December 17, 1991|STEPHEN BRAUN | TIMES STAFF WRITER

They are weary of the headlines, the new rules, the mounting complaints from citizens, the ceaseless goading on the street by troublemakers who taunt them with the name Rodney King. Yet each shift, around the clock, the men and women of the Los Angeles Police Department have to go back out there.

Those who seem best equipped to carry on are officers who recognize that they must be adaptable and open-minded in their public service. It is harder for the gung-ho types, the cowboys and gunslingers, the veterans and strivers who have invested their psyches in the department's war on crime. They made their choice, according to the old station house saying, to "go with The Program"--to be hard-nosed and aggressive--and now it is not at all clear where The Program is going.

Some conscientious officers have tried to look at the year's events as a challenge to better themselves and the department. Cadging copies of the Christopher Commission report, they have pored over its 228 pages on the sly. Dissidents within the department see hope in what the post-Rodney King order will bring.

One day over a Mexican meal at an Echo Park restaurant, a soft-spoken sergeant confided that he was going in for a battery of heart tests. He has about as good a job as anyone at his level--he travels, he is a likely candidate for promotions. Lately, though, he had been having chest pains and indigestion.

"My wife says it's because I'm taking all this King stuff so hard," he said. "I don't know. Maybe she's right."

A homicide detective joked recently about printing up new calling cards reading: "I never met Rodney King." An officer who traveled back East a few months ago kept silent when he heard cops in New York and other cities using the word "L.A." as a verb. "You should have been here last week," a Long Island policeman told the chagrined LAPD cop, boasting about a beating he had administered. "We really L.A.'d this guy."

Los Angeles police officers have come to believe that their work lives will never be the same. In the wake of the King beating, personnel complaints have soared, prompting officers to confront even the most routine decisions with a new sense of trepidation.

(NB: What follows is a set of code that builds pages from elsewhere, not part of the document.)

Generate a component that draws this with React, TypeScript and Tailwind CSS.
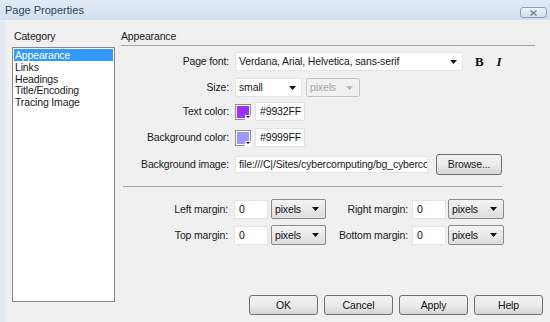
import React from 'react';

const font = { fontFamily: '"Liberation Sans", Arial, sans-serif' };

function Arrow({ disabled }: { disabled?: boolean }) {
  return (
    <svg width="7" height="4" viewBox="0 0 7 4" className="shrink-0">
      <path d="M0 0H7L3.5 4Z" fill={disabled ? '#b8b8b8' : '#111'} />
    </svg>
  );
}

function Swatch({ color }: { color: string }) {
  return (
    <div className="relative w-[16px] h-[16px] border border-[#8e8f8f] bg-white p-px">
      <div className="w-full h-full" style={{ backgroundColor: color }} />
      <div className="absolute right-[-1px] bottom-[-1px] w-[6px] h-[5px] bg-white flex items-center justify-center">
        <svg width="4" height="2" viewBox="0 0 4 2">
          <path d="M0 0H4L2 2Z" fill="#111" />
        </svg>
      </div>
    </div>
  );
}

function UnitSelect({ w }: { w: string }) {
  return (
    <div
      className={`${w} h-[20px] flex items-center justify-between pl-[3px] pr-[6px] rounded-[2px] border border-[#8a8a8a] bg-gradient-to-b from-[#f4f4f4] to-[#dddddd] text-[#111]`}
    >
      <span>pixels</span>
      <Arrow />
    </div>
  );
}

function TextBox({ w, value }: { w: string; value: string }) {
  return (
    <div className={`${w} h-[19px] flex items-center pl-[4px] bg-white border border-[#e2e3e4] text-[#111] overflow-hidden whitespace-nowrap`}>
      {value}
    </div>
  );
}

function Button({ label }: { label: string }) {
  return (
    <div className="w-[69px] h-[20px] flex items-center justify-center rounded-[3px] border border-[#707070] bg-gradient-to-b from-[#f2f2f2] via-[#ebebeb] to-[#d6d6d6] text-[#111]">
      {label}
    </div>
  );
}

export default function App() {
  return (
    <div
      className="w-[550px] h-[322px] bg-[#f0f0f0] text-[10.5px] leading-[13px] tracking-[-0.15px] text-[#1a1a1a] overflow-hidden"
      style={font}
    >
      {/* title bar */}
      <div className="h-[20px] flex items-start justify-between bg-gradient-to-b from-[#e1eaf5] to-[#d3dfed]">
        <span className="pl-[5px] pt-[3px] text-[11px] leading-[14px] tracking-[0px] text-[#2b4766]">Page Properties</span>
        <div className="mt-[7px] mr-[3px] w-[27px] h-[11px] rounded-[3px] border border-[#8e9db3] bg-gradient-to-b from-[#eef3f9] to-[#d2dceb] flex items-center justify-center">
          <svg width="7" height="6" viewBox="0 0 7 6">
            <path d="M0.5 0.5L6.5 5.5M6.5 0.5L0.5 5.5" stroke="#6d7d96" strokeWidth="1.3" fill="none" />
          </svg>
        </div>
      </div>

      {/* body */}
      <div className="h-[302px] flex border-l-[6px] border-[#e4ebf3]">
        {/* category column */}
        <div className="pl-[6px] pt-[10px] flex flex-col">
          <div className="h-[13px] mb-[4px] pl-[2px]">Category</div>
          <div className="w-[103px] h-[255px] bg-white border border-[#828790] p-px">
            <div className="h-[12px] bg-[#3399ff] text-white pl-[1px] leading-[12px]">Appearance</div>
            {['Links', 'Headings', 'Title/Encoding', 'Tracing Image'].map((c) => (
              <div key={c} className="h-[11.5px] pl-[1px] leading-[12px]">{c}</div>
            ))}
          </div>
        </div>

        {/* appearance panel */}
        <div className="ml-[6px] w-[422px] pt-[10px] flex flex-col">
          <div className="h-[13px]">Appearance</div>
          <div className="mt-[2px] w-[414px] h-px bg-[#a7a7a7]" />

          {/* page font */}
          <div className="mt-[6px] h-[19px] flex items-center">
            <div className="w-[108px] text-right">Page font:</div>
            <div className="ml-[6px] w-[228px] h-[19px] flex items-center justify-between pl-[3px] pr-[5px] bg-white border border-[#e2e3e4]">
              <span>Verdana, Arial, Helvetica, sans-serif</span>
              <Arrow />
            </div>
            <span className="ml-[12px] text-[13px] font-bold text-[#111]" style={{ fontFamily: '"Liberation Serif", serif' }}>B</span>
            <span className="ml-[13px] text-[13px] font-bold italic text-[#111]" style={{ fontFamily: '"Liberation Serif", serif' }}>I</span>
          </div>

          {/* size */}
          <div className="mt-[7px] h-[19px] flex items-center">
            <div className="w-[108px] text-right">Size:</div>
            <div className="ml-[6px] w-[67px] h-[19px] flex items-center justify-between pl-[3px] pr-[5px] bg-white border border-[#e2e3e4]">
              <span>small</span>
              <Arrow />
            </div>
            <div className="ml-[4px] w-[54px] h-[19px] flex items-center justify-between pl-[3px] pr-[6px] rounded-[2px] border border-[#c5c5c5] text-[#a6a6a6]">
              <span>pixels</span>
              <Arrow disabled />
            </div>
          </div>

          {/* text color */}
          <div className="mt-[5px] h-[19px] flex items-center">
            <div className="w-[108px] text-right">Text color:</div>
            <div className="ml-[6px]">
              <Swatch color="#9932FF" />
            </div>
            <div className="ml-[4px]">
              <TextBox w="w-[50px]" value="#9932FF" />
            </div>
          </div>

          {/* background color */}
          <div className="mt-[7px] h-[19px] flex items-center">
            <div className="w-[108px] text-right">Background color:</div>
            <div className="ml-[6px]">
              <Swatch color="#9999FF" />
            </div>
            <div className="ml-[4px]">
              <TextBox w="w-[50px]" value="#9999FF" />
            </div>
          </div>

          {/* background image */}
          <div className="mt-[7px] h-[21px] flex items-center">
            <div className="w-[108px] text-right">Background image:</div>
            <div className="ml-[6px]">
              <div className="w-[193px] h-[17px] flex items-center pl-[3px] bg-white border border-[#e2e3e4] overflow-hidden whitespace-nowrap">
                file:///C|/Sites/cybercomputing/bg_cyberco
              </div>
            </div>
            <div className="ml-[8px] w-[66px] h-[21px] flex items-center justify-center rounded-[3px] border border-[#707070] bg-gradient-to-b from-[#f2f2f2] via-[#ebebeb] to-[#d6d6d6]">
              Browse...
            </div>
          </div>

          <div className="mt-[11px] ml-[2px] w-[379px] h-px bg-[#a7a7a7]" />

          {/* margins */}
          {[
            ['Left margin:', 'Right margin:'],
            ['Top margin:', 'Bottom margin:'],
          ].map(([a, b], i) => (
            <div key={a} className={`${i === 0 ? 'mt-[12px]' : 'mt-[6px]'} h-[20px] flex items-center`}>
              <div className="w-[107px] text-right">{a}</div>
              <div className="ml-[6px]">
                <TextBox w="w-[34px]" value="0" />
              </div>
              <div className="ml-[3px]">
                <UnitSelect w="w-[55px]" />
              </div>
              <div className="w-[82px] text-right">{b}</div>
              <div className="ml-[4px]">
                <TextBox w="w-[34px]" value="0" />
              </div>
              <div className="ml-[2px]">
                <UnitSelect w="w-[56px]" />
              </div>
            </div>
          ))}

          {/* buttons */}
          <div className="mt-[50px] flex justify-end gap-[6px]">
            <Button label="OK" />
            <Button label="Cancel" />
            <Button label="Apply" />
            <Button label="Help" />
          </div>
        </div>
      </div>
    </div>
  );
}
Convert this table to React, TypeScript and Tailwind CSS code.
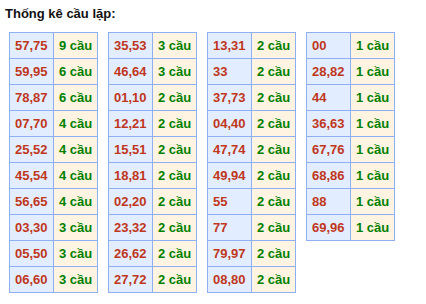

Newton Division officer Dan Marrufo and his partner tailed a driver one day because he "looked odd." Marrufo punched the man's license into their Digicom MDT-800 computer to see if he had outstanding traffic warrants. Nothing came back. The officers kept on the man's tail, still waiting for the information as he parked in front of a house and went inside. Finally, the computer spit back. No warrants. The cops drove off, not giving it a second thought.

Three days later, Marrufo's supervising sergeant informed him that the man he followed had lodged a complaint. "Like, what right did we have for tailing him if he didn't do anything wrong," Marrufo said, shaking his head. "They're crazy on us now. Just look at somebody the wrong way and it winds up on your record."

Departmentwide, 2,425 personnel complaints had been filed by October, a leap of more than 70% over the 1,430 filed in the same nine-month period of 1990. The figures not only reflect Police Chief Daryl F. Gates' move to investigate all improper computer messages between officers and to reopen old complaints, but also reveal the dramatic rise in citizen complaints since the King beating, said department spokesman Fred Nixon.

There are some who manage not to succumb to the department's gloom. Some are specialists like Central Division Detective Marco Tenorio, a 22-year-veteran who spends his days arresting dozens of small-time crack vendors. New dealers always quickly replace the arrested ones, but at least Tenorio and his fellow undercover agents have the satisfaction of putting away seasoned criminals. They know their enemies.

"When you're on patrol it's hard not to start thinking everyone's against you," said Tenorio, who put in his time walking a foot beat at Aliso Village housing project.

Sgt. Glenn Krejci stuffs his emotions inside as he makes his rounds, stoically taking whatever comes, even from children.

At dusk in South-Central, children scramble through housing project streets, massing on the sidewalks, zipping around on dirt bikes and motorcycles. Senior citizens and shoppers know enough to stay out of their way.

Krejci watched with amazement one night as an under-aged driver executed a perfect right turn in an off-road vehicle from Compton Avenue into the 113th Street Park. The park was too crowded for Krejci to follow, so he took 115th Street, glancing into cul-de-sacs until he saw the off-roader parked in front of a stucco house. Inside was the officer's quarry, an 11-year-old named Deon, who was sitting cross-legged in front of the television with a friend who lived there.

The father of the house appeared in the doorway. "Get this boy out," he bellowed. "I knew he had to be running from something the way he shot in here."